My yellow pieces are much heavier than this.  In fact I may have overdone it as the fabric has a calico base, then wadding and then a patterned cotton backing and is of course cotton.  On top of it all is a layer of net.




 However, I am aiming to make bags from them so this means they will be relatively sturdy.
 I am using Fine Mercerised Cotton from Stef Francis.  This is variegated and  I already have a vast collection of different colours. I have decide to change colours from time to time to give more detailand am using some red/pinks in the piece that has red in some of the fabrics.  As the second piece does not have any red in the fabrics I think I shall introduce purple as being the complement of the yellow.

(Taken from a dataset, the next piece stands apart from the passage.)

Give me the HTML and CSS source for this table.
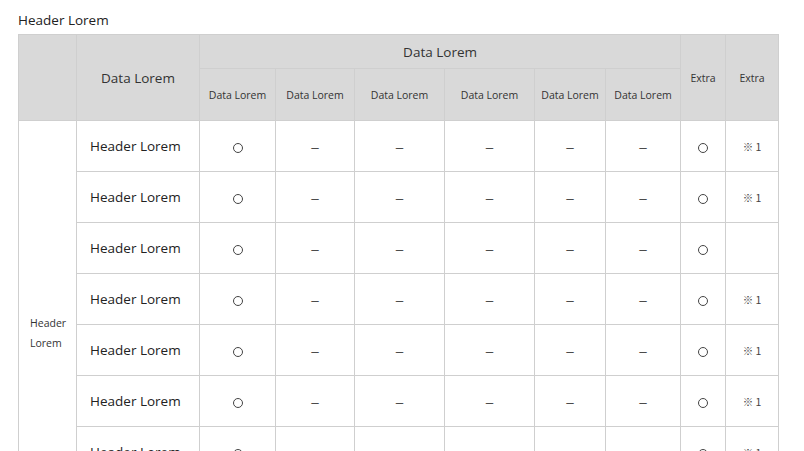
FILE: index.html
```html
<!DOCTYPE html>
<html lang="en">
<head>
<meta charset="utf-8">
<link rel="stylesheet" href="styles.css">
</head>
<body>
<div class="page">
  <h2 class="title">Header Lorem</h2>
  <table class="grid">
    <colgroup>
      <col style="width:58px"><col style="width:123px"><col style="width:76px"><col style="width:79px"><col style="width:90px"><col style="width:90px"><col style="width:71px"><col style="width:75px"><col style="width:45px"><col style="width:53px">
    </colgroup>
    <thead>
      <tr class="h1">
        <th rowspan="2"></th>
        <th rowspan="2" class="big">Data Lorem</th>
        <th colspan="6" class="big">Data Lorem</th>
        <th rowspan="2" class="small">Extra</th>
        <th rowspan="2" class="small">Extra</th>
      </tr>
      <tr class="h2">
        <th class="small">Data Lorem</th>
        <th class="small">Data Lorem</th>
        <th class="small">Data Lorem</th>
        <th class="small">Data Lorem</th>
        <th class="small">Data Lorem</th>
        <th class="small">Data Lorem</th>
      </tr>
    </thead>
    <tbody>
      <tr>
        <td rowspan="8" class="side"><span>Header Lorem</span></td>
        <td class="name">Header Lorem</td>
        <td><span class="circ"></span></td><td class="dash">–</td><td class="dash">–</td><td class="dash">–</td><td class="dash">–</td><td class="dash">–</td>
        <td><span class="circ"></span></td><td class="note">※ 1</td>
      </tr>
      <tr>
        <td class="name">Header Lorem</td>
        <td><span class="circ"></span></td><td class="dash">–</td><td class="dash">–</td><td class="dash">–</td><td class="dash">–</td><td class="dash">–</td>
        <td><span class="circ"></span></td><td class="note">※ 1</td>
      </tr>
      <tr>
        <td class="name">Header Lorem</td>
        <td><span class="circ"></span></td><td class="dash">–</td><td class="dash">–</td><td class="dash">–</td><td class="dash">–</td><td class="dash">–</td>
        <td><span class="circ"></span></td><td class="note"></td>
      </tr>
      <tr>
        <td class="name">Header Lorem</td>
        <td><span class="circ"></span></td><td class="dash">–</td><td class="dash">–</td><td class="dash">–</td><td class="dash">–</td><td class="dash">–</td>
        <td><span class="circ"></span></td><td class="note">※ 1</td>
      </tr>
      <tr>
        <td class="name">Header Lorem</td>
        <td><span class="circ"></span></td><td class="dash">–</td><td class="dash">–</td><td class="dash">–</td><td class="dash">–</td><td class="dash">–</td>
        <td><span class="circ"></span></td><td class="note">※ 1</td>
      </tr>
      <tr>
        <td class="name">Header Lorem</td>
        <td><span class="circ"></span></td><td class="dash">–</td><td class="dash">–</td><td class="dash">–</td><td class="dash">–</td><td class="dash">–</td>
        <td><span class="circ"></span></td><td class="note">※ 1</td>
      </tr>
      <tr>
        <td class="name">Header Lorem</td>
        <td><span class="circ"></span></td><td class="dash"></td><td class="dash"></td><td class="dash"></td><td class="dash"></td><td class="dash"></td>
        <td><span class="circ"></span></td><td class="note">※ 1</td>
      </tr>
      <tr>
        <td class="name">Header Lorem</td>
        <td><span class="circ"></span></td><td class="dash"></td><td class="dash"></td><td class="dash"></td><td class="dash"></td><td class="dash"></td>
        <td><span class="circ"></span></td><td class="note">※ 1</td>
      </tr>
    </tbody>
  </table>
</div>
</body>
</html>
```

FILE: styles.css
```css
html, body {
  margin: 0;
  padding: 0;
  background: #fff;
}
body {
  font-family: "Open Sans", "Noto Sans", "Noto Sans CJK JP", sans-serif;
  color: #333;
}
.page {
  padding: 0 18px;
}
.title {
  margin: 0;
  padding-top: 10px;
  height: 24px;
  font-size: 13.5px;
  font-weight: 400;
  line-height: 20px;
  color: #222;
}
.grid {
  border-collapse: collapse;
  table-layout: fixed;
  width: 760px;
}
.grid th, .grid td {
  border: 1px solid #cfcfcf;
  padding: 0;
  text-align: center;
  vertical-align: middle;
}
.grid th {
  background: #d9d9d9;
  font-weight: 400;
  color: #333;
}
.h1 { height: 34px; }
.h2 { height: 52px; }
.big {
  font-size: 13.5px;
}
.small {
  font-size: 10.5px;
}
.grid tbody tr {
  height: 51px;
}
.name {
  text-align: left !important;
  padding-left: 13px !important;
  font-size: 13.5px;
  color: #222;
}
.side {
  text-align: left !important;
  padding: 16px 0 0 11px !important;
  font-size: 10.5px;
  line-height: 20px;
  color: #333;
}
.side span {
  display: block;
  width: 40px;
}
.circ {
  display: inline-block;
  width: 8px;
  height: 8px;
  border: 1px solid #444;
  border-radius: 50%;
  vertical-align: middle;
}
.dash {
  font-family: "Noto Sans CJK JP", sans-serif;
  font-size: 17px;
  font-weight: 300;
  line-height: 20px;
  color: #222;
}
.note {
  font-family: "Noto Sans CJK JP", sans-serif;
  font-size: 10.5px;
  color: #444;
}
```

My plan is to donate these bags to the Quilters Guild fund-raiser at the Festival of Quilts.  Every year there is a fund-raiser organised by one of the specialist groups.  Two years ago Contemporary Quilt did Journal Quilts.  This year the theme is 'Put 'Em Ins' which means any kind of container.  I have already unearthed one or two unfinished or unloved things that are suitable and having a goal for this project will be good.  For more details go to www.quiltersguild.org.uk and click on 'Specialist Groups'.

Saturday, 15 January 2011

New studio bench - at last!

It must be three years since we had the garage converted into a combined studio/utility room.  It has always been an untidy mess because I could not decide what I wanted in the way of furniture and storage facilities.  The space is not huge and as we have almost no storage space for the things you would normally put in an attic or cellar, there are also a lot of general household bits and pieces that live here.  Finally, I was allowed this studio on the understanding that John could have one corner of it for his DIY.  That's the back left hand corner in this photo and, as you can see, it still needs further tidying up.


The black shelves from B and Q hold general household things although the set on the right are 'mine'!  I already had several large underbed storage containers which had to go under the bench.  They contain all my wadding, large pieces of fabric, the remains of my 'wedding dress shop' remnants box etc.


I keep most of my sewing supplies in my bedroom/dry studio in the house.  This studio is where I do 'wet' work as they say.  The wall shelves are new and will be a great help for smaller bits and pieces.


At the utility room end I have two sinks which is wonderful.  It is so good not having to walk from one room to another with pots of dye, dirty Thermofax screens etc.  The lights are two daylight fluourescent strips.  The ceiling is very low but there is nothing I can do about that.   The wall to the right of the picture is the former garage door and is mainly glass: the door and two windows, so the light situation isn't bad.

The table is our old kitchen table and the yellow thing behind the dryer is my printing board which is MDF covered with an old blanket.  When it is in use I cover it with a drop cloth made from a genuine WWII Utility sheet that belonged to John's grandmother.  When it is suitably covered in leftover marks it will make some good recycled items.  John built the new bench from MDF with metal supports screwed to the wall and bannister rails from B and Q holding up the front.  Many years ago he built us a kitchen on this design (but without bannister rails) so he used the same principles here.  I think he rather enjoyed the whole process once I had decided what I wanted as  he has spent the last couple of days wondering what else he could build!

While he has been doing this, I have started on the wedding present quilt.  That's some of the blocks lying on the table.  It needs a lot.  I have made twenty but I know I will need at least fifty.  I have two unfinished from yesterday so I am going back to this work now.